**Exercise objective**
Please retype the data in full and exactly; the pictures are not part of the copy.
══ Provided data ══
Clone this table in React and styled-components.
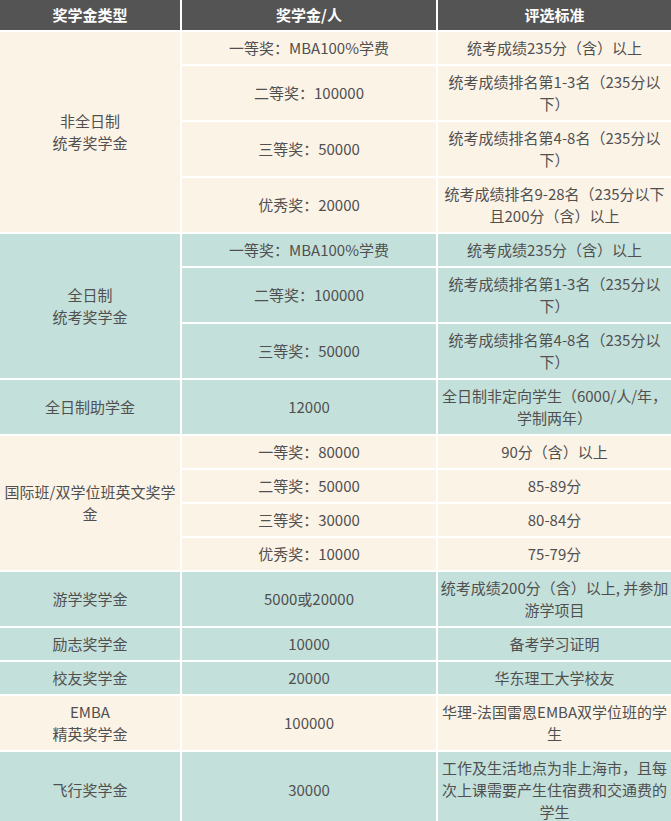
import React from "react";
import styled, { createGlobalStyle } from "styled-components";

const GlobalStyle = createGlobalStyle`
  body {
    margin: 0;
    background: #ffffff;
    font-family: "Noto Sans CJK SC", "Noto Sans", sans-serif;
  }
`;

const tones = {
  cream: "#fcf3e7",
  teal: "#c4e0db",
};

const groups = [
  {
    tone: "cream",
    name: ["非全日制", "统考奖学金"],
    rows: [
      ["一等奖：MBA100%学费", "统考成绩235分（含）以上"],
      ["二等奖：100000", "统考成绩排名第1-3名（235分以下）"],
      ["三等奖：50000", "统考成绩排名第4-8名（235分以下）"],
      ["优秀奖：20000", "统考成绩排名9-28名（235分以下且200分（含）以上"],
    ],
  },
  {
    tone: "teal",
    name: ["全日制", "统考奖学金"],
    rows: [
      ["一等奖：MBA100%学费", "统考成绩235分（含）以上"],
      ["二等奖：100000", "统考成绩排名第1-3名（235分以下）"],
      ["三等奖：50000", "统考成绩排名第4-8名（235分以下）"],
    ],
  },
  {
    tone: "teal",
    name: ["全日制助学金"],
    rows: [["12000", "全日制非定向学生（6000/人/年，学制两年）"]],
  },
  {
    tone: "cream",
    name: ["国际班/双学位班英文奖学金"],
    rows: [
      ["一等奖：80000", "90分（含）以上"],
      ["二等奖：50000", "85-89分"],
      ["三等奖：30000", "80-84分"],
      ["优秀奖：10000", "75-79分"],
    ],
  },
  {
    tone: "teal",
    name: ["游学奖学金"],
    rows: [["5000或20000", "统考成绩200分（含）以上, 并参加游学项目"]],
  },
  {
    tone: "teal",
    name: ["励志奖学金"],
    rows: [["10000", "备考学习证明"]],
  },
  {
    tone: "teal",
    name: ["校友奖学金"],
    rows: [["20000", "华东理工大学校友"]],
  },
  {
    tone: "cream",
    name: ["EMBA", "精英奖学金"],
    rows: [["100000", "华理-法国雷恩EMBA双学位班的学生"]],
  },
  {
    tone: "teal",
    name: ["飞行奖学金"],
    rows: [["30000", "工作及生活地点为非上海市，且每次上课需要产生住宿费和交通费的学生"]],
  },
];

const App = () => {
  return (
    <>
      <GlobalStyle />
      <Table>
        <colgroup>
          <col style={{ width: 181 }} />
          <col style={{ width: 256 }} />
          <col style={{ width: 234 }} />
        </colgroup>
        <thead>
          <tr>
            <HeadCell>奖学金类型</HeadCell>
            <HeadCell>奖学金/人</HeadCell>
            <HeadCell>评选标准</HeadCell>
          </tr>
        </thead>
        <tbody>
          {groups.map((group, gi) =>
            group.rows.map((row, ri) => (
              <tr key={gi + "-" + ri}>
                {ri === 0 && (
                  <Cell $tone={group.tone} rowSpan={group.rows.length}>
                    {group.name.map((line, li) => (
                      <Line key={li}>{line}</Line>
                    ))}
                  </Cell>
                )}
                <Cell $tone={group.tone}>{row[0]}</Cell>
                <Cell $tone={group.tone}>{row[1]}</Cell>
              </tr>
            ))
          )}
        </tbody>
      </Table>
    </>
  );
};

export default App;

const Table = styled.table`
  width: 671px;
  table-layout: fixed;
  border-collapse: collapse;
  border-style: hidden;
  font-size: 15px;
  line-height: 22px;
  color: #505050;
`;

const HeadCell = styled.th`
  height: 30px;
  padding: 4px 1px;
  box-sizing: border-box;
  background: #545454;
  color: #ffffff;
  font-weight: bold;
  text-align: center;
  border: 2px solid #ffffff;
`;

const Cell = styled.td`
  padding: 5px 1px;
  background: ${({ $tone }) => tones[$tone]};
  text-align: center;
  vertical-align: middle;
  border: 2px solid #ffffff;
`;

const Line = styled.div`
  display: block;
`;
═══
**Expected answer**
Clone this table in React and styled-components.
import React from "react";
import styled, { createGlobalStyle } from "styled-components";

const GlobalStyle = createGlobalStyle`
  body {
    margin: 0;
    background: #ffffff;
    font-family: "Noto Sans CJK SC", "Noto Sans", sans-serif;
  }
`;

const tones = {
  cream: "#fcf3e7",
  teal: "#c4e0db",
};

const groups = [
  {
    tone: "cream",
    name: ["非全日制", "统考奖学金"],
    rows: [
      ["一等奖：MBA100%学费", "统考成绩235分（含）以上"],
      ["二等奖：100000", "统考成绩排名第1-3名（235分以下）"],
      ["三等奖：50000", "统考成绩排名第4-8名（235分以下）"],
      ["优秀奖：20000", "统考成绩排名9-28名（235分以下且200分（含）以上"],
    ],
  },
  {
    tone: "teal",
    name: ["全日制", "统考奖学金"],
    rows: [
      ["一等奖：MBA100%学费", "统考成绩235分（含）以上"],
      ["二等奖：100000", "统考成绩排名第1-3名（235分以下）"],
      ["三等奖：50000", "统考成绩排名第4-8名（235分以下）"],
    ],
  },
  {
    tone: "teal",
    name: ["全日制助学金"],
    rows: [["12000", "全日制非定向学生（6000/人/年，学制两年）"]],
  },
  {
    tone: "cream",
    name: ["国际班/双学位班英文奖学金"],
    rows: [
      ["一等奖：80000", "90分（含）以上"],
      ["二等奖：50000", "85-89分"],
      ["三等奖：30000", "80-84分"],
      ["优秀奖：10000", "75-79分"],
    ],
  },
  {
    tone: "teal",
    name: ["游学奖学金"],
    rows: [["5000或20000", "统考成绩200分（含）以上, 并参加游学项目"]],
  },
  {
    tone: "teal",
    name: ["励志奖学金"],
    rows: [["10000", "备考学习证明"]],
  },
  {
    tone: "teal",
    name: ["校友奖学金"],
    rows: [["20000", "华东理工大学校友"]],
  },
  {
    tone: "cream",
    name: ["EMBA", "精英奖学金"],
    rows: [["100000", "华理-法国雷恩EMBA双学位班的学生"]],
  },
  {
    tone: "teal",
    name: ["飞行奖学金"],
    rows: [["30000", "工作及生活地点为非上海市，且每次上课需要产生住宿费和交通费的学生"]],
  },
];

const App = () => {
  return (
    <>
      <GlobalStyle />
      <Table>
        <colgroup>
          <col style={{ width: 181 }} />
          <col style={{ width: 256 }} />
          <col style={{ width: 234 }} />
        </colgroup>
        <thead>
          <tr>
            <HeadCell>奖学金类型</HeadCell>
            <HeadCell>奖学金/人</HeadCell>
            <HeadCell>评选标准</HeadCell>
          </tr>
        </thead>
        <tbody>
          {groups.map((group, gi) =>
            group.rows.map((row, ri) => (
              <tr key={gi + "-" + ri}>
                {ri === 0 && (
                  <Cell $tone={group.tone} rowSpan={group.rows.length}>
                    {group.name.map((line, li) => (
                      <Line key={li}>{line}</Line>
                    ))}
                  </Cell>
                )}
                <Cell $tone={group.tone}>{row[0]}</Cell>
                <Cell $tone={group.tone}>{row[1]}</Cell>
              </tr>
            ))
          )}
        </tbody>
      </Table>
    </>
  );
};

export default App;

const Table = styled.table`
  width: 671px;
  table-layout: fixed;
  border-collapse: collapse;
  border-style: hidden;
  font-size: 15px;
  line-height: 22px;
  color: #505050;
`;

const HeadCell = styled.th`
  height: 30px;
  padding: 4px 1px;
  box-sizing: border-box;
  background: #545454;
  color: #ffffff;
  font-weight: bold;
  text-align: center;
  border: 2px solid #ffffff;
`;

const Cell = styled.td`
  padding: 5px 1px;
  background: ${({ $tone }) => tones[$tone]};
  text-align: center;
  vertical-align: middle;
  border: 2px solid #ffffff;
`;

const Line = styled.div`
  display: block;
`;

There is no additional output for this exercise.